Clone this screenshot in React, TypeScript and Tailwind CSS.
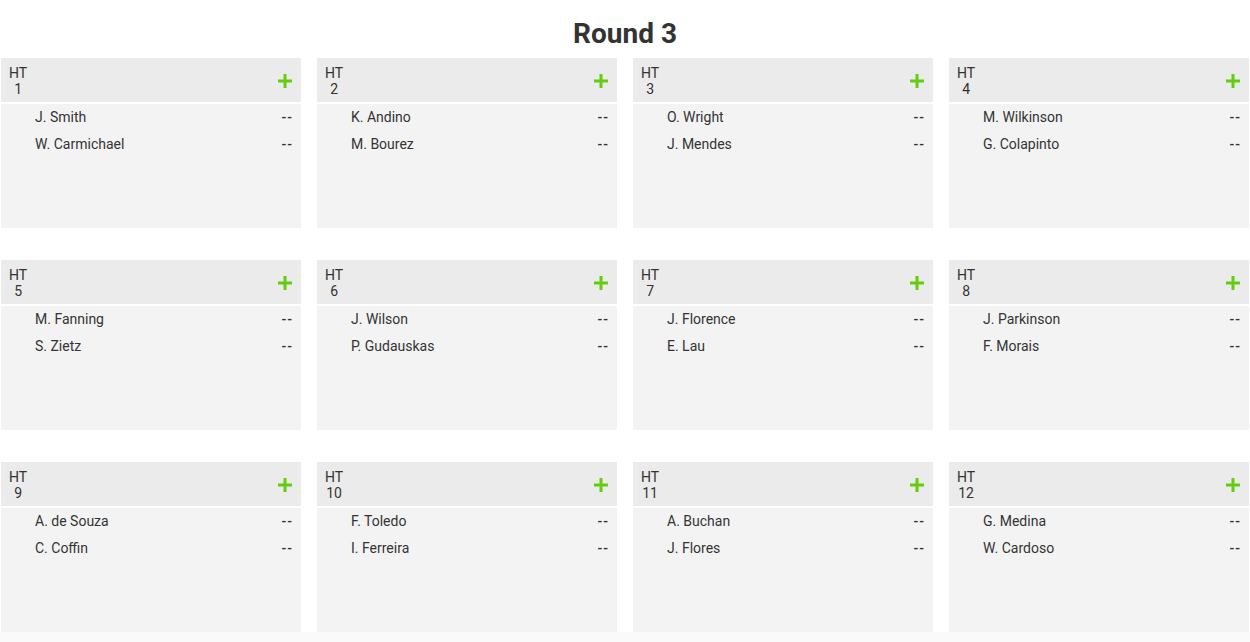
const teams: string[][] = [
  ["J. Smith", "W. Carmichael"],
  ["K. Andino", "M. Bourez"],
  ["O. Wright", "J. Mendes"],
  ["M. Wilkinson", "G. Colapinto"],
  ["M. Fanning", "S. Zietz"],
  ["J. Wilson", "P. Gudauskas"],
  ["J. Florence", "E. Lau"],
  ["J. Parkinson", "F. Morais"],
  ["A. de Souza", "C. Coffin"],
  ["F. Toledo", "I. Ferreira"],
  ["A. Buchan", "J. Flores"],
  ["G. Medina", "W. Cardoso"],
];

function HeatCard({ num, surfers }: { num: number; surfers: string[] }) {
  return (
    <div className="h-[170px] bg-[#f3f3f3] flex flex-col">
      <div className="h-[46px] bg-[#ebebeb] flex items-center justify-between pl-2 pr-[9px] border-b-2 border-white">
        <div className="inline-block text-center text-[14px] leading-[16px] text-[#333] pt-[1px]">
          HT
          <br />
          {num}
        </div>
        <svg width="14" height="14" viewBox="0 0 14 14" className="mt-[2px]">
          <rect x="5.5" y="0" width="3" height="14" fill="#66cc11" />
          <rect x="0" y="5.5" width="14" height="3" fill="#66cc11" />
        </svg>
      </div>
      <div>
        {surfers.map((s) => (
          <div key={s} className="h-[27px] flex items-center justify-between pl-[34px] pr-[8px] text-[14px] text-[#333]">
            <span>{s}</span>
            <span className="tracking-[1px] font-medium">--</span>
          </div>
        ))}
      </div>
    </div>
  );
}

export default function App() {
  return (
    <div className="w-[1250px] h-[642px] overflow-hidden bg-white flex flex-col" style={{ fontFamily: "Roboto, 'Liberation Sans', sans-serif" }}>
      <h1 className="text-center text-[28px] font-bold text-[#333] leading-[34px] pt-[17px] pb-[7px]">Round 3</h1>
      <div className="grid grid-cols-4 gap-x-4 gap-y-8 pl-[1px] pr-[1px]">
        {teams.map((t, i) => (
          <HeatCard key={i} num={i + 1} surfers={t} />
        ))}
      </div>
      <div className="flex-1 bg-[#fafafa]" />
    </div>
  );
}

====

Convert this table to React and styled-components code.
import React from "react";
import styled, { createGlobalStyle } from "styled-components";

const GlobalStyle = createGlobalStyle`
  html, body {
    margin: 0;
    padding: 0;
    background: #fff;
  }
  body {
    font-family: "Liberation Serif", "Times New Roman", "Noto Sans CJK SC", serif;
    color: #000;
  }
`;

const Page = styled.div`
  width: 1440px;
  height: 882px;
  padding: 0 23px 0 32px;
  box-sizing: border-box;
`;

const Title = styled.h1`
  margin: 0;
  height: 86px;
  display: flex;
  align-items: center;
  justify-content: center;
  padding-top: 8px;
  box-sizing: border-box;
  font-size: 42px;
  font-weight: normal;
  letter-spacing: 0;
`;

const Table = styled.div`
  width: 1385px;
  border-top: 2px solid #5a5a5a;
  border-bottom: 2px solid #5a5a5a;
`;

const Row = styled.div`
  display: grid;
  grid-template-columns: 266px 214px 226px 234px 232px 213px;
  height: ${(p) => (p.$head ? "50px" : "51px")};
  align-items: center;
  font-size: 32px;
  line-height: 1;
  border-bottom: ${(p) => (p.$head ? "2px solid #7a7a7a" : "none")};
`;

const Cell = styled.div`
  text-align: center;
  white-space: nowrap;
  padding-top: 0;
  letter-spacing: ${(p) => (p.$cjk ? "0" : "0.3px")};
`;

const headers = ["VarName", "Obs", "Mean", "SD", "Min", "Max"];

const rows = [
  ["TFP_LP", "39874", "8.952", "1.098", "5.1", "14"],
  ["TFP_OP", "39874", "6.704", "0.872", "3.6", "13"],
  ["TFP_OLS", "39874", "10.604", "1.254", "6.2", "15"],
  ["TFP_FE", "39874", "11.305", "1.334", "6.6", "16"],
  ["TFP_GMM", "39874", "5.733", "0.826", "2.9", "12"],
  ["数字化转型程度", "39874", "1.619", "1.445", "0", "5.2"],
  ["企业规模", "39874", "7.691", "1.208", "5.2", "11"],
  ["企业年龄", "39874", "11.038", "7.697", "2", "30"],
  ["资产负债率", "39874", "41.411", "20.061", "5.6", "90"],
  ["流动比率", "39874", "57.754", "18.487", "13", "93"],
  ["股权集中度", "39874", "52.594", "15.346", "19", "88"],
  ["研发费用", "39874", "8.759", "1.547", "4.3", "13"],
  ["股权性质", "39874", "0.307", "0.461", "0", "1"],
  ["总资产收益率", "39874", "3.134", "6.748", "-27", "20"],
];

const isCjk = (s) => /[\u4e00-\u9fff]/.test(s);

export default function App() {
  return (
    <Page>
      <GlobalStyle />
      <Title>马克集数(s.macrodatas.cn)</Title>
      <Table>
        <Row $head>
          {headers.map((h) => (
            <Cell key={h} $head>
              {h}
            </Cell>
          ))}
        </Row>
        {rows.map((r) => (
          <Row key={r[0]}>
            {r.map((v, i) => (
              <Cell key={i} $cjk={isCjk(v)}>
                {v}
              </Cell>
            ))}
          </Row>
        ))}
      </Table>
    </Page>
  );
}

====

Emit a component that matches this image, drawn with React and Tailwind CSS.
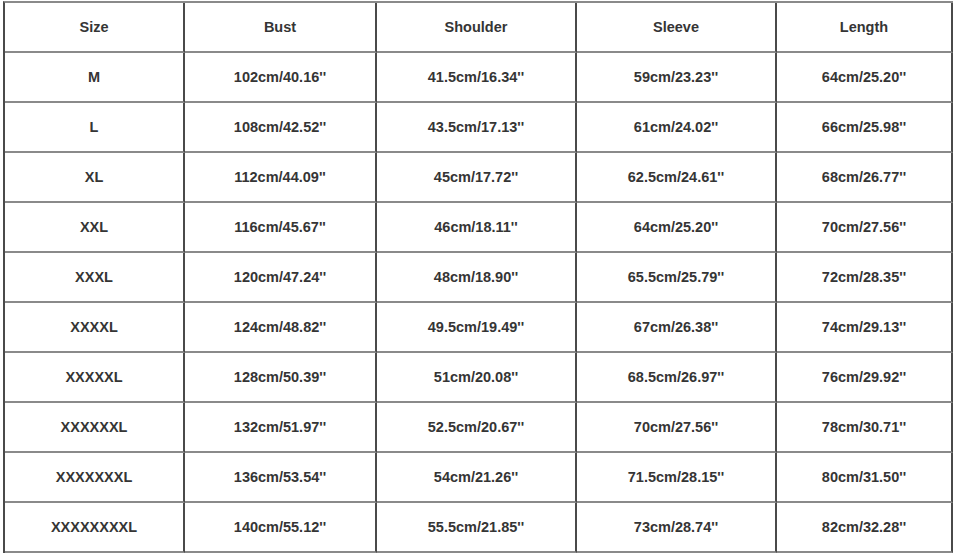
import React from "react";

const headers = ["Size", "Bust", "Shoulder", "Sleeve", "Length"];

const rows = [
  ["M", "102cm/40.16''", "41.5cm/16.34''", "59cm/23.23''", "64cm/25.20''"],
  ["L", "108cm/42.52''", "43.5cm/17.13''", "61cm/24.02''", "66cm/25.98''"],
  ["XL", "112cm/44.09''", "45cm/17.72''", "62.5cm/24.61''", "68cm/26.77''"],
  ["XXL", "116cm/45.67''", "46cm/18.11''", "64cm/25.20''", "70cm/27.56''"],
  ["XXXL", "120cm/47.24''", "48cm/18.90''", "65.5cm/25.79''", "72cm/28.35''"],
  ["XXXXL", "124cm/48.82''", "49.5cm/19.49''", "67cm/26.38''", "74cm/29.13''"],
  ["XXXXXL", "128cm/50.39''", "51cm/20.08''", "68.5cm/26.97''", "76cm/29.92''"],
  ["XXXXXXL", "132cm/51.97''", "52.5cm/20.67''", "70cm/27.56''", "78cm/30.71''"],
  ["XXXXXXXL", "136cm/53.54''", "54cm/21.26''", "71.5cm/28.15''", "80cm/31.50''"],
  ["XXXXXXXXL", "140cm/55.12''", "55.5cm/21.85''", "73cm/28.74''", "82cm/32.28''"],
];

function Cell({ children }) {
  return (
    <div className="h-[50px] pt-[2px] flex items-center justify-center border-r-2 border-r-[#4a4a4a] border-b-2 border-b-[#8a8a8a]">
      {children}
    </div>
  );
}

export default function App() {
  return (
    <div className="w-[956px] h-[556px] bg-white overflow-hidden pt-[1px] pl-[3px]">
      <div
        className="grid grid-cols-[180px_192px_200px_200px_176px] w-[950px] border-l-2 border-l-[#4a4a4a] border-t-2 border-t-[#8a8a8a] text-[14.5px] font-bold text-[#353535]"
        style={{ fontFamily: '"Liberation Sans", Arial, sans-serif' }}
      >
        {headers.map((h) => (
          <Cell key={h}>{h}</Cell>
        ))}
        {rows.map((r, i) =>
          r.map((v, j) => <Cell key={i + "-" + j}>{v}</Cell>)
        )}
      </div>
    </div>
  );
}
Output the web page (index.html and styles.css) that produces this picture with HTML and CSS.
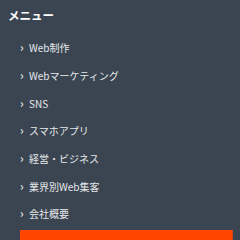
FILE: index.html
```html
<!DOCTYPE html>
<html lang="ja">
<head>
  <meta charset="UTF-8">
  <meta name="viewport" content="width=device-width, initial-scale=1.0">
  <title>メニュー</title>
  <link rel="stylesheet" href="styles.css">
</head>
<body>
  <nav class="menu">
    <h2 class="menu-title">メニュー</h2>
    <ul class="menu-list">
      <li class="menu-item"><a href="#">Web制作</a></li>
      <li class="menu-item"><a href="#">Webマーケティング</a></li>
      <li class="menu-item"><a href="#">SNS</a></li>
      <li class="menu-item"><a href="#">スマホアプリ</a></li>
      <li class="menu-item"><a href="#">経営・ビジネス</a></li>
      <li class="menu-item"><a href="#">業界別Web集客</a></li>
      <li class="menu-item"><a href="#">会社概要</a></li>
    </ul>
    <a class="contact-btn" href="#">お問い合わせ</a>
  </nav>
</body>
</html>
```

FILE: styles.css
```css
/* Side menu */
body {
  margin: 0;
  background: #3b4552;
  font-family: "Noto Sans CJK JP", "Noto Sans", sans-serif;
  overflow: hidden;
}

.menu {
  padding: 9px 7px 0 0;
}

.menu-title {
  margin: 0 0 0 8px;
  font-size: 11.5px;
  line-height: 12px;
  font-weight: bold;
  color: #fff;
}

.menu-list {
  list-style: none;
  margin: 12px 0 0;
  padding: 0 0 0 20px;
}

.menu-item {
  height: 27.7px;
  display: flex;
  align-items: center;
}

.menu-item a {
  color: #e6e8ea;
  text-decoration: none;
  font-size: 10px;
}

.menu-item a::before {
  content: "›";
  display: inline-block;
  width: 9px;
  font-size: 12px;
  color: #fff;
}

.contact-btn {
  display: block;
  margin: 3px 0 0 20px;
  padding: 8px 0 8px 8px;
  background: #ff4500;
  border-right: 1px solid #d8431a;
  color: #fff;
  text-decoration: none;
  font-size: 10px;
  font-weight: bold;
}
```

====

From the entries above, extract each line containing "that".

• _Response_:
Emit a component that matches this image, drawn with React and Tailwind CSS.
Output the web page (index.html and styles.css) that produces this picture with HTML and CSS.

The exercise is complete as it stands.